- _What you are asked to do_
Without the pictures, set down every line of the data exactly.

◇ ◇ ◇ ◇

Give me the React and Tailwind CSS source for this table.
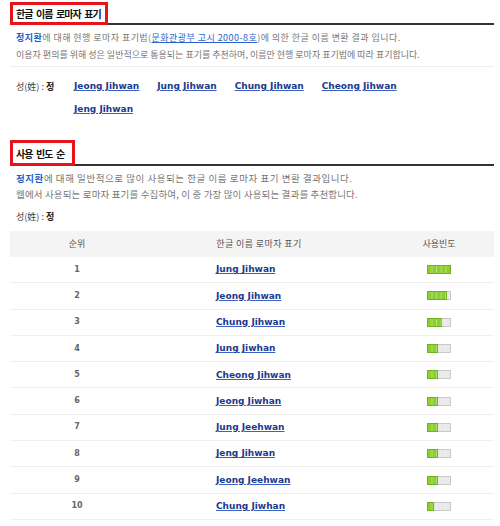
import React from 'react';

const KR = { fontFamily: '"Noto Sans CJK KR", "Noto Sans", sans-serif' };
const EN = { fontFamily: '"DejaVu Sans", Verdana, sans-serif' };

const names = ['Jeong Jihwan', 'Jung Jihwan', 'Chung Jihwan', 'Cheong Jihwan', 'Jeng Jihwan'];

const ranking = [
  { name: 'Jung Jihwan', fill: 23 },
  { name: 'Jeong Jihwan', fill: 19 },
  { name: 'Chung Jihwan', fill: 14 },
  { name: 'Jung Jiwhan', fill: 10 },
  { name: 'Cheong Jihwan', fill: 10 },
  { name: 'Jeong Jiwhan', fill: 10 },
  { name: 'Jung Jeehwan', fill: 10 },
  { name: 'Jeng Jihwan', fill: 10 },
  { name: 'Jeong Jeehwan', fill: 10 },
  { name: 'Chung Jiwhan', fill: 6 },
];

// small segmented usage bar
const UsageBar = ({ fill }) => (
  <svg width="24" height="9" viewBox="0 0 24 9">
    <rect x="0.5" y="0.5" width="23" height="8" fill="#e9e9e9" stroke="#c9c9c9" />
    <rect x="0.5" y="0.5" width={fill} height="8" fill="#8ccf2f" stroke="#6fb21c" />
    {[5, 9.6, 14.2, 18.8].map((x) => (
      <line key={x} x1={x} y1="1" x2={x} y2="8" stroke="#ffffff" strokeOpacity="0.35" />
    ))}
  </svg>
);

const Heading = ({ children, box }) => (
  <div className="flex border-b-2 border-[#333]">
    <span
      className={`flex items-center border-[3px] border-[#e5141b] bg-white pl-[3px] -mb-[2px] text-[10px] font-bold tracking-[-0.9px] [word-spacing:2px] text-[#111] ${box}`}
      style={KR}
    >
      {children}
    </span>
  </div>
);

export default function App() {
  return (
    <div className="w-[500px] bg-white px-[10px] pt-[2px] pr-[6px] text-[9px] text-[#777]" style={KR}>
      <Heading box="h-[23px] pr-[4px]">한글 이름 로마자 표기</Heading>

      <div className="pt-[4px] px-[6px] leading-[17px]">
        <p className="tracking-[0.45px]">
          <b className="text-[#1a5fc8]">정지환</b>에 대해 현행 로마자 표기법(
          <span className="text-[#2a63c9] underline">문화관광부 고시 2000-8호</span>)에 의한 한글 이름 변환 결과 입니다.
        </p>
        <p>이용자 편의를 위해 성은 일반적으로 통용되는 표기를 추천하며, 이름만 현행 로마자 표기법에 따라 표기합니다.</p>
      </div>
      <div className="mt-[3px] border-t border-[#eeeeee]" />

      <div className="flex pt-[8px] pl-[6px] leading-[23px]">
        <div className="w-[58px] shrink-0 text-[#444]">
          성(姓) : <b className="text-[#222]">정</b>
        </div>
        <div className="flex w-[380px] flex-wrap gap-x-[18px]">
          {names.map((n) => (
            <span key={n} className="text-[9px] font-bold text-[#1b3a8c] underline decoration-[#3a62c4]" style={EN}>
              {n}
            </span>
          ))}
        </div>
      </div>

      <div className="mt-[19px]">
        <Heading box="h-[26px] pr-[8px]">사용 빈도 순</Heading>
      </div>

      <div className="pt-[4px] px-[6px] text-[9.5px] leading-[16px]">
        <p className="tracking-[0.55px]">
          <b className="text-[#1a5fc8]">정지환</b>에 대해 일반적으로 많이 사용되는 한글 이름 로마자 표기 변환 결과입니다.
        </p>
        <p className="tracking-[0.15px]">웹에서 사용되는 로마자 표기를 수집하여, 이 중 가장 많이 사용되는 결과를 추천합니다.</p>
      </div>
      <div className="mt-[7px] pl-[6px] leading-[16px] text-[#444]">
        성(姓) : <b className="text-[#222]">정</b>
      </div>

      <div className="mt-[6px] w-[484px]">
        <div className="flex h-[26px] items-center bg-[#f4f4f4] text-[#555]">
          <div className="w-[134px] text-center">순위</div>
          <div className="w-[240px] pr-[10px] text-center tracking-[0.4px]">한글 이름 로마자 표기</div>
          <div className="flex-1 text-center">사용빈도</div>
        </div>
        {ranking.map((r, i) => (
          <div key={r.name} className="flex h-[26.3px] items-center border-b border-[#efefef]">
            <div className="w-[134px] text-center text-[8px] font-bold text-[#666]" style={EN}>
              {i + 1}
            </div>
            <div className="w-[240px] pl-[72px]">
              <span className="text-[9px] font-bold text-[#1b3a8c] underline decoration-[#3a62c4]" style={EN}>
                {r.name}
              </span>
            </div>
            <div className="flex flex-1 justify-center">
              <UsageBar fill={r.fill} />
            </div>
          </div>
        ))}
      </div>
    </div>
  );
}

◇ ◇ ◇ ◇

- _Solution for this task_
Give me the React and Tailwind CSS source for this table.
import React from 'react';

const KR = { fontFamily: '"Noto Sans CJK KR", "Noto Sans", sans-serif' };
const EN = { fontFamily: '"DejaVu Sans", Verdana, sans-serif' };

const names = ['Jeong Jihwan', 'Jung Jihwan', 'Chung Jihwan', 'Cheong Jihwan', 'Jeng Jihwan'];

const ranking = [
  { name: 'Jung Jihwan', fill: 23 },
  { name: 'Jeong Jihwan', fill: 19 },
  { name: 'Chung Jihwan', fill: 14 },
  { name: 'Jung Jiwhan', fill: 10 },
  { name: 'Cheong Jihwan', fill: 10 },
  { name: 'Jeong Jiwhan', fill: 10 },
  { name: 'Jung Jeehwan', fill: 10 },
  { name: 'Jeng Jihwan', fill: 10 },
  { name: 'Jeong Jeehwan', fill: 10 },
  { name: 'Chung Jiwhan', fill: 6 },
];

// small segmented usage bar
const UsageBar = ({ fill }) => (
  <svg width="24" height="9" viewBox="0 0 24 9">
    <rect x="0.5" y="0.5" width="23" height="8" fill="#e9e9e9" stroke="#c9c9c9" />
    <rect x="0.5" y="0.5" width={fill} height="8" fill="#8ccf2f" stroke="#6fb21c" />
    {[5, 9.6, 14.2, 18.8].map((x) => (
      <line key={x} x1={x} y1="1" x2={x} y2="8" stroke="#ffffff" strokeOpacity="0.35" />
    ))}
  </svg>
);

const Heading = ({ children, box }) => (
  <div className="flex border-b-2 border-[#333]">
    <span
      className={`flex items-center border-[3px] border-[#e5141b] bg-white pl-[3px] -mb-[2px] text-[10px] font-bold tracking-[-0.9px] [word-spacing:2px] text-[#111] ${box}`}
      style={KR}
    >
      {children}
    </span>
  </div>
);

export default function App() {
  return (
    <div className="w-[500px] bg-white px-[10px] pt-[2px] pr-[6px] text-[9px] text-[#777]" style={KR}>
      <Heading box="h-[23px] pr-[4px]">한글 이름 로마자 표기</Heading>

      <div className="pt-[4px] px-[6px] leading-[17px]">
        <p className="tracking-[0.45px]">
          <b className="text-[#1a5fc8]">정지환</b>에 대해 현행 로마자 표기법(
          <span className="text-[#2a63c9] underline">문화관광부 고시 2000-8호</span>)에 의한 한글 이름 변환 결과 입니다.
        </p>
        <p>이용자 편의를 위해 성은 일반적으로 통용되는 표기를 추천하며, 이름만 현행 로마자 표기법에 따라 표기합니다.</p>
      </div>
      <div className="mt-[3px] border-t border-[#eeeeee]" />

      <div className="flex pt-[8px] pl-[6px] leading-[23px]">
        <div className="w-[58px] shrink-0 text-[#444]">
          성(姓) : <b className="text-[#222]">정</b>
        </div>
        <div className="flex w-[380px] flex-wrap gap-x-[18px]">
          {names.map((n) => (
            <span key={n} className="text-[9px] font-bold text-[#1b3a8c] underline decoration-[#3a62c4]" style={EN}>
              {n}
            </span>
          ))}
        </div>
      </div>

      <div className="mt-[19px]">
        <Heading box="h-[26px] pr-[8px]">사용 빈도 순</Heading>
      </div>

      <div className="pt-[4px] px-[6px] text-[9.5px] leading-[16px]">
        <p className="tracking-[0.55px]">
          <b className="text-[#1a5fc8]">정지환</b>에 대해 일반적으로 많이 사용되는 한글 이름 로마자 표기 변환 결과입니다.
        </p>
        <p className="tracking-[0.15px]">웹에서 사용되는 로마자 표기를 수집하여, 이 중 가장 많이 사용되는 결과를 추천합니다.</p>
      </div>
      <div className="mt-[7px] pl-[6px] leading-[16px] text-[#444]">
        성(姓) : <b className="text-[#222]">정</b>
      </div>

      <div className="mt-[6px] w-[484px]">
        <div className="flex h-[26px] items-center bg-[#f4f4f4] text-[#555]">
          <div className="w-[134px] text-center">순위</div>
          <div className="w-[240px] pr-[10px] text-center tracking-[0.4px]">한글 이름 로마자 표기</div>
          <div className="flex-1 text-center">사용빈도</div>
        </div>
        {ranking.map((r, i) => (
          <div key={r.name} className="flex h-[26.3px] items-center border-b border-[#efefef]">
            <div className="w-[134px] text-center text-[8px] font-bold text-[#666]" style={EN}>
              {i + 1}
            </div>
            <div className="w-[240px] pl-[72px]">
              <span className="text-[9px] font-bold text-[#1b3a8c] underline decoration-[#3a62c4]" style={EN}>
                {r.name}
              </span>
            </div>
            <div className="flex flex-1 justify-center">
              <UsageBar fill={r.fill} />
            </div>
          </div>
        ))}
      </div>
    </div>
  );
}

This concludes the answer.